Sarah leaned over, her voice a frantic whisper as Dr. Aris turned to leave. "The Chief? On day one? Eliana, Vance is a monster. I heard he fired an intern last year just because their sneakers squeaked on the linoleum."
"I’ll try to walk softly then," Eliana replied, though her stomach was doing slow, nauseating flips.
I’ve spent eleven years preparing for this, she told herself as she walked toward the surgical theater. The bylaws say I’m a doctor. My degree says I’m a doctor. It shouldn't matter whose daughter I am.
But as she reached the double doors of the scrub room, she saw him through the frosted glass. Even from the back, Alistair Vance was a staggering presence. He was six-foot-five, with shoulders that seemed to span the width of the room. He moved with a terrifying, efficient grace—a man who had been born in London but hardened by the jagged edges of New York.
She pushed the door open. The sensor-activated sink hissed to life, the sound of rushing water filling the sterile silence. Alistair didn't turn around. He was already mid-scrub, his movements methodical and rhythmic, his thick black hair perfectly coiffed even at this ungodly hour.

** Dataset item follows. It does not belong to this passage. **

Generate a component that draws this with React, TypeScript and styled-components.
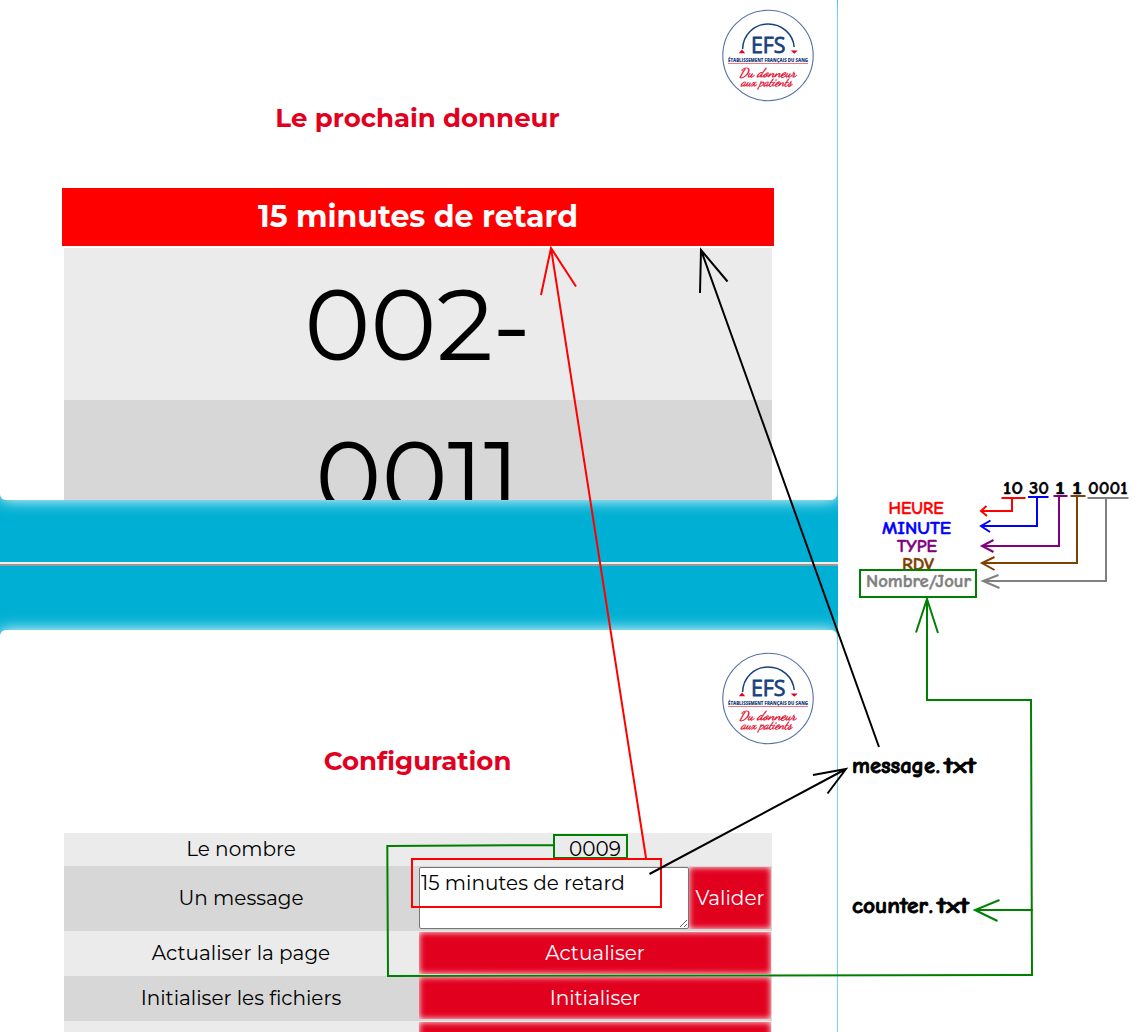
import React from "react";
import styled, { createGlobalStyle } from "styled-components";

const GlobalStyle = createGlobalStyle`
  *, *::before, *::after { box-sizing: border-box; }
  body { margin: 0; background: #fff; overflow: hidden; }
`;

const Board = styled.main`
  position: relative;
  display: flex;
  width: 1146px;
  height: 1032px;
  overflow: hidden;
  font-family: Montserrat, Inter, "Liberation Sans", sans-serif;
  color: #000;
`;

const Site = styled.div`
  display: flex;
  flex-direction: column;
  width: 838px;
  height: 1032px;
  overflow: hidden;
  background: #00b0d4;
`;

const Panel = styled.section<{ $height: number; $edge: "top" | "bottom" }>`
  flex: none;
  width: 837px;
  height: ${(p) => p.$height}px;
  overflow: hidden;
  background: #fff;
  border-radius: ${(p) => (p.$edge === "top" ? "6px 6px 0 0" : "0 0 6px 6px")};
  box-shadow: 0 0 15px #fff;
`;

const Band = styled.div`
  flex: none;
  height: 130px;
  padding-top: 62px;
`;

const Divider = styled.hr`
  width: 100%;
  height: 4px;
  margin: 0;
  border: solid;
  border-width: 2px 0;
  border-color: #eeeeee transparent #9a9a9a;
`;

const PanelHeader = styled.header<{ $offset?: number }>`
  display: flex;
  justify-content: flex-end;
  height: ${(p) => 103 + (p.$offset ?? 0)}px;
  padding: ${(p) => 9 + (p.$offset ?? 0)}px 22px 0 0;
`;

const Title = styled.h1`
  margin: 0;
  height: 30px;
  padding-right: 2px;
  line-height: 30px;
  font-size: 26px;
  font-weight: 700;
  text-align: center;
  color: #e2001f;
`;

const Alert = styled.div`
  width: 712px;
  height: 58px;
  margin: 55px 0 2px 62px;
  background: #f00;
  color: #fff;
  font-size: 30px;
  font-weight: 700;
  line-height: 57px;
  text-align: center;
`;

const Queue = styled.div`
  margin-left: 64px;
  width: 708px;
`;

const Ticket = styled.div<{ $dark?: boolean }>`
  height: 152px;
  padding-right: 1px;
  line-height: 152px;
  font-size: 100px;
  text-align: center;
  background: ${(p) => (p.$dark ? "#d7d7d7" : "#ebebeb")};
`;

const Settings = styled.div`
  width: 708px;
  margin: 57px 0 0 64px;
  font-size: 20px;
`;

const Row = styled.div<{ $height: number; $dark?: boolean }>`
  display: grid;
  grid-template-columns: 355px 352px;
  align-items: center;
  height: ${(p) => p.$height}px;
  background: ${(p) => (p.$dark ? "#d7d7d7" : "#ebebeb")};
`;

const Label = styled.div`
  padding-right: 1px;
  text-align: center;
  line-height: 30px;
  margin-bottom: 1px;
`;

const Control = styled.div`
  display: flex;
  justify-content: center;
  align-items: center;
  margin-bottom: 1px;
`;

const Message = styled.textarea`
  width: 270px;
  height: 62px;
  margin: 0;
  padding: 3px 1px;
  border: 1px solid #767676;
  border-radius: 2px;
  background: #fff;
  color: #000;
  font: 20px/25px Montserrat, Inter, sans-serif;
  resize: both;
`;

const Button = styled.button<{ $width: number; $height: number }>`
  width: ${(p) => p.$width}px;
  height: ${(p) => p.$height}px;
  padding: 0;
  border: 0;
  background: #e2001f;
  box-shadow: inset 0 0 6px #fff;
  color: #fff;
  font: 20px/24px Montserrat, Inter, sans-serif;
`;

const LogoArt = styled.svg`
  display: block;
  width: 94px;
  height: 94px;
  overflow: visible;
`;

const Overlay = styled.svg`
  position: absolute;
  inset: 0;
  width: 1146px;
  height: 1032px;
  pointer-events: none;
`;

const Note = styled.text<{ $size?: number; $stroke?: number }>`
  font-family: "Comic Sans MS", "Comic Neue", Lato, sans-serif;
  font-size: ${(p) => p.$size ?? 17.5}px;
  font-weight: 700;
  stroke-width: ${(p) => p.$stroke ?? 0.4}px;
`;

const Logo = () => (
  <LogoArt viewBox="721 9 94 94">
    <circle cx="768" cy="55.5" r="45.2" fill="#fff" stroke="#5272a4" strokeWidth="1.1" />
    <path d="M742.6 49 C743 35 754 24 768 24 S793 34 794.2 47" fill="none" stroke="#17407e" strokeWidth="1.5" />
    <path d="M738.8 53.2 L742 49.5 L745.2 53.2Z M790.8 50.4 H797.6 L794.3 53.8Z" fill="#e2001f" />
    <text x="751" y="53" textLength="34.5" lengthAdjust="spacingAndGlyphs" fontFamily="'Open Sans', sans-serif" fontSize="22.5" fill="#17407e" stroke="#17407e" strokeWidth=".8">EFS</text>
    <text x="728" y="62" textLength="80" lengthAdjust="spacingAndGlyphs" fontFamily="'Open Sans', sans-serif" fontWeight="800" fontSize="5" fill="#17407e">ÉTABLISSEMENT FRANÇAIS DU SANG</text>
    <path d="M728 63.5H808" stroke="#ed6675" strokeWidth=".9" />
    <g fontFamily="'Dancing Script', 'Kaushan Script', Caveat, 'Comic Neue', cursive" fontStyle="italic" fontWeight="400" fill="#e2001f" stroke="#e2001f" strokeWidth=".3">
      <text x="739" y="77.2" textLength="57" lengthAdjust="spacingAndGlyphs" fontSize="13">Du donneur</text>
      <text x="741" y="86.2" textLength="51" lengthAdjust="spacingAndGlyphs" fontSize="12.5">aux patients</text>
    </g>
  </LogoArt>
);

type NoteSpec = { text: string; x: number; y: number; w: number; color?: string };

const notes: NoteSpec[] = [
  { text: "10", x: 1003, y: 494, w: 20 },
  { text: "30", x: 1029, y: 494, w: 20 },
  { text: "1", x: 1055, y: 494, w: 10 },
  { text: "1", x: 1072, y: 494, w: 10 },
  { text: "0001", x: 1088, y: 494, w: 39.5 },
  { text: "HEURE", x: 888.5, y: 514, w: 55, color: "#f00" },
  { text: "MINUTE", x: 882, y: 534, w: 69, color: "#00f" },
  { text: "TYPE", x: 897, y: 552, w: 40, color: "#800080" },
  { text: "RDV", x: 902, y: 569.5, w: 32, color: "#804000" },
  { text: "Nombre/Jour", x: 866, y: 587.3, w: 105, color: "#808080" },
];

const files = [
  { name: "message", y: 773, w: 83, dot: 936, ext: 944 },
  { name: "counter", y: 913, w: 76, dot: 929, ext: 937 },
];

const arrows: { color: string; d: string }[] = [
  { color: "#f00", d: "M1001.5 498H1025.5 M1012 498V511H981 M986.5 506L981 511L987 516" },
  { color: "#00f", d: "M1028 497H1048.5 M1037 497V526H981 M990.5 520.5L981 526L990 532" },
  { color: "#800080", d: "M1053.5 496H1067.5 M1059 496V546H982 M993.5 540L982 546L993.5 552" },
  { color: "#804000", d: "M1070.5 496H1085.5 M1077 496V563H982 M994.5 557L982 563L994.5 570" },
  { color: "#808080", d: "M1087.5 498H1128.5 M1106 498V581H983 M998.5 575L983 581L999.5 588" },
  { color: "#008000", d: "M860 570H976V597H860Z M916 632.5L927 599L938 633 M927 599V700H1031L1032 975L388 976L387.3 846L554 845 M554 835H627V858H554Z M1033 910H975 M999.5 900L975 910L997.5 921" },
  { color: "#f00", d: "M541 295L551 248L576 286.5 M551 248L646 858 M412 859H661V907H412Z" },
  { color: "#000", d: "M700 293L701 250L727.5 281.5 M701 250L879 747 M649.5 874L846 769 M813 775L846 769L827.5 793.5" },
];

export default function App() {
  return (
    <Board>
      <GlobalStyle />
      <Site>
        <Panel $height={500} $edge="bottom">
          <PanelHeader><Logo /></PanelHeader>
          <Title>Le prochain donneur</Title>
          <Alert>15 minutes de retard</Alert>
          <Queue>
            <Ticket>002-</Ticket>
            <Ticket $dark>0011</Ticket>
          </Queue>
        </Panel>
        <Band><Divider /></Band>
        <Panel $height={420} $edge="top">
          <PanelHeader $offset={13}><Logo /></PanelHeader>
          <Title>Configuration</Title>
          <Settings>
            <Row $height={33}>
              <Label>Le nombre</Label>
              <Control>0009</Control>
            </Row>
            <Row $height={65} $dark>
              <Label>Un message</Label>
              <Control>
                <Message defaultValue="15 minutes de retard" spellCheck={false} />
                <Button $width={82} $height={62}>Valider</Button>
              </Control>
            </Row>
            <Row $height={45}>
              <Label>Actualiser la page</Label>
              <Control><Button $width={352} $height={42}>Actualiser</Button></Control>
            </Row>
            <Row $height={45} $dark>
              <Label>Initialiser les fichiers</Label>
              <Control><Button $width={352} $height={42}>Initialiser</Button></Control>
            </Row>
            <Row $height={45}>
              <Label />
              <Control><Button $width={352} $height={42} /></Control>
            </Row>
          </Settings>
        </Panel>
      </Site>
      <Overlay viewBox="0 0 1146 1032">
        {notes.map((n, i) => (
          <Note
            key={i}
            x={n.x}
            y={n.y}
            textLength={n.w}
            lengthAdjust="spacingAndGlyphs"
            fill={n.color ?? "#000"}
            stroke={n.color ?? "#000"}
          >
            {n.text}
          </Note>
        ))}
        {files.map((f) => (
          <Note key={f.name} y={f.y} fill="#000" stroke="#000" $size={21.5} $stroke={0.8}>
            <tspan x={852} textLength={f.w} lengthAdjust="spacingAndGlyphs">{f.name}</tspan>
            <tspan x={f.dot}>.</tspan>
            <tspan x={f.ext} textLength={32} lengthAdjust="spacingAndGlyphs">txt</tspan>
          </Note>
        ))}
        {arrows.map((a, i) => (
          <path key={i} d={a.d} fill="none" stroke={a.color} strokeWidth="2" />
        ))}
      </Overlay>
    </Board>
  );
}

"You’re four minutes late, Dr. Woods." His voice was a deep, rich baritone—the kind of British accent that had been sharpened by a decade in Manhattan. It was smooth, authoritative, and entirely devoid of warmth.
"The resident just finished the morning briefing, Chief Vance," Eliana replied, stepping to the sink beside him.
He finally turned his head. Up close, the man was devastatingly handsome, but his beauty was a weapon, not an invitation. His hazel eyes were piercing and cold, assessing her with a look that felt like a physical weight. He looked at her five-foot-nine frame, his gaze lingering on her face for a fraction of a second too long before snapping back to her hands.
"The resident works on my time," he said, his voice dropping an octave. "In this wing, I am the sun, and the residents are the planets that revolve around me. If you’re on my service, you arrive when I arrive. Is that understood, or do we need to have a formal review of the hospital’s punctuality bylaws?"
"I understand, Chief," she said, her voice steady despite the adrenaline surging through her. She began her own scrub, copying his technique with the effortless precision of a natural genius.
Alistair rinsed his hands, holding them up to let the water trail down his elbows. "This is a high-risk procedure. The patient is a father of two. I don't have room for a legacy hire who’s afraid of a little blood or a lot of pressure. If your hands shake, you leave the room. I won't have my theater contaminated by someone who only got their seat because of their father’s checkbook."
The insult hit like a physical blow, but Eliana didn't flinch. She turned off the water with a sharp kick of the knee-panel.
"My hands don't shake, Chief. And my father’s checkbook didn't take my MCATs for me."
Alistair stepped closer. His 6'5" frame loomed over her, the scent of expensive espresso and cedarwood clouding her senses. For a heartbeat, the clinical coldness in his eyes shifted—not to warmth, but to a sharp, dangerous curiosity. He looked like a man who was used to people shrinking away from him. He looked like a man who hadn't expected the butterfly to have teeth.
"We’ll see," he murmured, the New York edge cutting through his accent. "Scrub faster. The clock is ticking, and I don't wait for anyone."
He kicked the OR doors open and disappeared into the bright, white light. Eliana took a breath, adjusted her mask, and followed him into the fray.